Walker Wireless plans Kiwi float

Walker Wireless will float on the New Zealand stock exchange within the next few months, according to Computerworld sources.

Walker Wireless will float on the New Zealand stock exchange within the next few months, according to Computerworld sources.

Walker Wireless, which offers high-speed wireless Internet connectivity, is a spin-off from Walker Datavision.

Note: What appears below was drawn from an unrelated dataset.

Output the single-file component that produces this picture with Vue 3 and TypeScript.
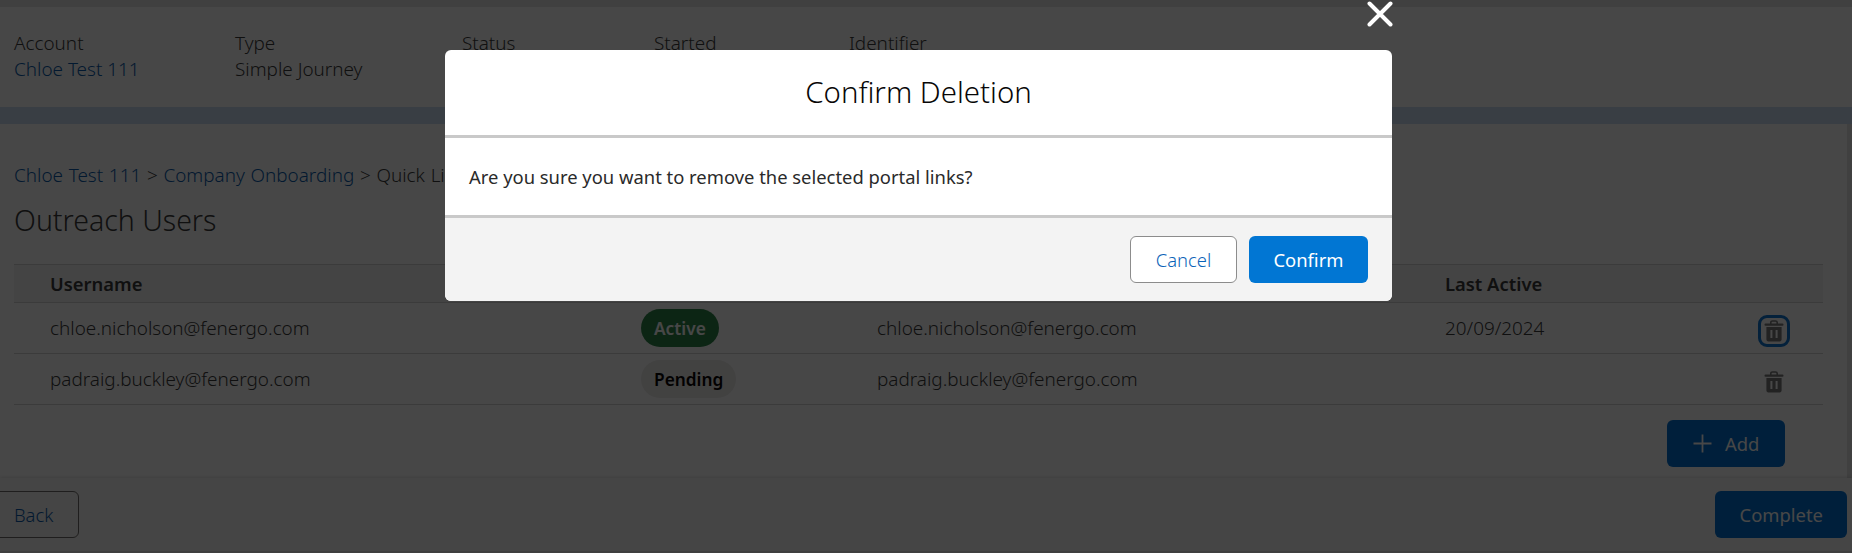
<script setup lang="ts">
interface Row { user: string; status: string; cls: string; email: string; last: string; focused: boolean }
const summary = [
  { label: 'Account', value: 'Chloe Test 111', link: true, cls: 'c1' },
  { label: 'Type', value: 'Simple Journey', link: false, cls: 'c2' },
  { label: 'Status', value: 'In Progress', link: false, cls: 'c3' },
  { label: 'Started', value: '20/09/2024', link: false, cls: 'c4' },
  { label: 'Identifier', value: '', link: false, cls: 'c5' },
]
const rows: Row[] = [
  { user: 'chloe.nicholson@fenergo.com', status: 'Active', cls: 'active', email: 'chloe.nicholson@fenergo.com', last: '20/09/2024', focused: true },
  { user: 'padraig.buckley@fenergo.com', status: 'Pending', cls: 'pending', email: 'padraig.buckley@fenergo.com', last: '', focused: false },
]
</script>

<template>
  <div class="root">
    <div class="page">
      <div class="topstrip"></div>
      <section class="summary">
        <div v-for="s in summary" :key="s.label" class="sum-item" :class="s.cls">
          <div class="sum-label">{{ s.label }}</div>
          <div class="sum-value" :class="{ link: s.link }">{{ s.value }}</div>
        </div>
      </section>
      <div class="band"></div>
      <section class="content">
        <div class="crumbs"><span class="link">Chloe Test 111</span> &gt; <span class="link">Company Onboarding</span> &gt; Quick Links</div>
        <h1 class="heading">Outreach Users</h1>
        <div class="table">
          <div class="row head">
            <div>Username</div><div>Status</div><div>Email</div><div>Last Active</div><div></div>
          </div>
          <div v-for="r in rows" :key="r.user" class="row">
            <div>{{ r.user }}</div>
            <div><span class="pill" :class="r.cls">{{ r.status }}</span></div>
            <div>{{ r.email }}</div>
            <div>{{ r.last }}</div>
            <div class="actions">
              <button class="trash" :class="{ focused: r.focused }" aria-label="Delete">
                <svg width="20" height="24" viewBox="0 0 20 24">
                  <path d="M6.8 5V3.6c0-1 .7-1.6 1.6-1.6h3.2c.9 0 1.6.6 1.6 1.6V5" fill="none" stroke="#7c7c7c" stroke-width="1.6"/>
                  <rect x="0.5" y="4.6" width="19" height="2.2" rx="1" fill="#7c7c7c"/>
                  <path fill-rule="evenodd" fill="#7c7c7c" d="M2.4 8h15.2v12.6c0 1-.8 1.8-1.8 1.8H4.2c-1 0-1.8-.8-1.8-1.8zM6.4 11v8h2V11zM11.6 11v8h2V11z"/>
                </svg>
              </button>
            </div>
          </div>
        </div>
        <div class="addline">
          <button class="btn primary add">
            <svg width="19" height="19" viewBox="0 0 19 19"><path d="M9.5 0.5v18M0.5 9.5h18" stroke="#fff" stroke-width="1.8" fill="none"/></svg>
            <span>Add</span>
          </button>
        </div>
      </section>
      <footer class="footer">
        <button class="btn outline back">Back</button>
        <button class="btn primary complete">Complete</button>
      </footer>
    </div>

    <div class="overlay"></div>
    <svg class="close" width="26" height="26" viewBox="0 0 26 26" aria-label="Close">
      <path d="M2.5 2.5l21 21M23.5 2.5l-21 21" stroke="#fff" stroke-width="4" stroke-linecap="round" fill="none"/>
    </svg>
    <div class="modal">
      <div class="m-head">Confirm Deletion</div>
      <div class="m-body">Are you sure you want to remove the selected portal links?</div>
      <div class="m-foot">
        <button class="m-btn cancel">Cancel</button>
        <button class="m-btn confirm">Confirm</button>
      </div>
    </div>
  </div>
</template>

<style>
html, body { margin: 0; padding: 0; background: #e9e9e9; }
</style>

<style scoped>
.root {
  position: relative;
  width: 1852px;
  height: 553px;
  overflow: hidden;
  font-family: "Noto Sans", "Open Sans", sans-serif;
  font-size: 18.9px;
  font-weight: 300;
  color: #3a3a3a;
}
.page { display: flex; flex-direction: column; height: 553px; background: #e4e4e4; }
.topstrip { height: 7px; background: #e6e6e6; }
.summary { height: 100px; background: #fff; display: flex; padding: 23px 0 0 14px; box-sizing: border-box; }
.sum-item { line-height: 26px; }
.c1 { width: 221px; } .c2 { width: 227px; } .c3 { width: 192px; } .c4 { width: 195px; }
.link { color: #0b5cab; }
.band { height: 17px; background: #cbddf4; }
.content {
  flex: 1;
  margin-right: 5px;
  background: #fff;
  padding: 37px 24px 0 14px;
  display: flex;
  flex-direction: column;
}
.crumbs { line-height: 28px; height: 28px; word-spacing: 0.8px; }
.heading { margin: 0; padding-top: 12px; font-size: 28.5px; font-weight: 300; line-height: 38px; height: 75px; box-sizing: border-box; }
.row {
  display: grid;
  grid-template-columns: 591px 236px 568px 1fr 110px;
  padding-left: 36px;
  padding-bottom: 1px;
  height: 51px;
  align-items: center;
  border-bottom: 1px solid #d4d4d4;
  box-sizing: border-box;
}
.row.head { height: 39px; background: #f3f3f3; font-size: 18.4px; font-weight: 600; border-top: 1px solid #d4d4d4; padding-bottom: 0; }
.pill {
  display: inline-flex;
  align-items: center;
  height: 38px;
  padding: 0 13px;
  border-radius: 19px;
  font-size: 17.3px;
  font-weight: 600;
  margin-top: 1px;
}
.pill.active { background: #2e844a; color: #fff; }
.pill.pending { background: #ecebea; color: #080707; }
.actions { display: flex; padding-left: 45px; }
.trash {
  width: 32px;
  height: 32px;
  padding: 0;
  border: 3px solid transparent;
  border-radius: 9px;
  background: none;
  display: flex;
  align-items: center;
  justify-content: center;
  margin-top: 6px;
}
.trash.focused { border-color: #0f76d2; }
.addline { display: flex; justify-content: flex-end; padding: 15px 38px 0 0; }
.btn { font: inherit; font-size: 18.4px; font-weight: 400; height: 47px; border-radius: 6px; box-sizing: border-box; }
.primary { background: #0070d2; border: none; color: #fff; }
.add { width: 118px; display: flex; align-items: center; gap: 13px; padding: 0 0 0 26px; }
.footer {
  height: 73px;
  margin-bottom: 2px;
  background: #f6f6f6;
  box-shadow: 0 -1px 3px rgba(0,0,0,.12);
  display: flex;
  justify-content: space-between;
  align-items: flex-start;
  padding: 13px 5px 0 0;
  box-sizing: border-box;
  position: relative;
}
.back { width: 90px; margin-left: -11px; background: #f6f6f6; border: 1px solid #706e6b; color: #0b5cab; font-weight: 300; text-align: left; padding-left: 24px; }
.complete { width: 132px; text-align: right; padding-right: 24px; }

.overlay { position: absolute; inset: 0; background: rgba(0,0,0,.72); }
.close { position: absolute; left: 1367px; top: 1px; }
.modal {
  position: absolute;
  left: 445px;
  top: 50px;
  width: 947px;
  height: 251px;
  background: #fff;
  border-radius: 6px;
  overflow: hidden;
  display: flex;
  flex-direction: column;
}
.m-head {
  height: 88px;
  box-sizing: border-box;
  border-bottom: 3px solid #c9c9c9;
  font-size: 29.4px;
  line-height: 84px;
  text-align: center;
  color: #080707;
  font-weight: 300;
}
.m-body {
  height: 80px;
  box-sizing: border-box;
  border-bottom: 3px solid #c9c9c9;
  padding-left: 24px;
  font-size: 18.4px;
  line-height: 77px;
  color: #2a2a2a;
  font-weight: 400;
}
.m-foot {
  flex: 1;
  background: #f3f3f3;
  display: flex;
  justify-content: flex-end;
  gap: 12px;
  padding: 18px 24px 0 0;
}
.m-btn { font: inherit; font-size: 18.4px; font-weight: 400; height: 47px; border-radius: 6px; box-sizing: border-box; }
.cancel { width: 107px; background: #fff; border: 1px solid #8c8c8c; color: #0b63b8; font-weight: 300; }
.confirm { width: 119px; background: #0176d3; border: none; color: #fff; }
</style>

Walker Datavision is an Auckland company specialising in Eftpos, barcode scanning and smartcard technologies.

Datavision is, in turn, owned by Walker Corporation, a privately-held New Zealand company with interests in technology, textiles and apparel.

The general manager of Walker Datavision, Paul Ryan, recently handed over the reins of power to become CEO of Walker Wireless.

Walker Corporation announced late last year that it would raise $20 million to further expand Walker Wireless' network and that Australian brokers JB Were and Son had been given the task of finding private investors.

Ryan will not confirm that a float is taking place.

"It's public knowledge that we are looking for investment capital but that's all I can say at this stage."

Brokerage firm Ord Minnett senior analyst Arthur Lim says investors shouldn't shy away from high tech stocks but should look for quality offerings rather than the so-called "e-stocks".

"The market is starting to become more selective in terms of which sub-sector of the IT sector they should invest in."

Lim says the market for IT stocks was strong over January and February this year but is starting to subside back to lower levels as investors become more selective about which stocks they buy.

"If you go overseas, we can see that while tech stocks are running hot, some of the sub-sectors within have virtually collapsed."

E-tailing is one sector that Lim feels has been overheated for a while and is now coming off the boil.

"We do suggest investors buy IT stock, but they should be cautious and look for quality offerings."

Lim points to real-world companies, like Telecom or Baycorp, that actually make money instead of e-stocks that have to cannibalise their own capital base to pay their bills.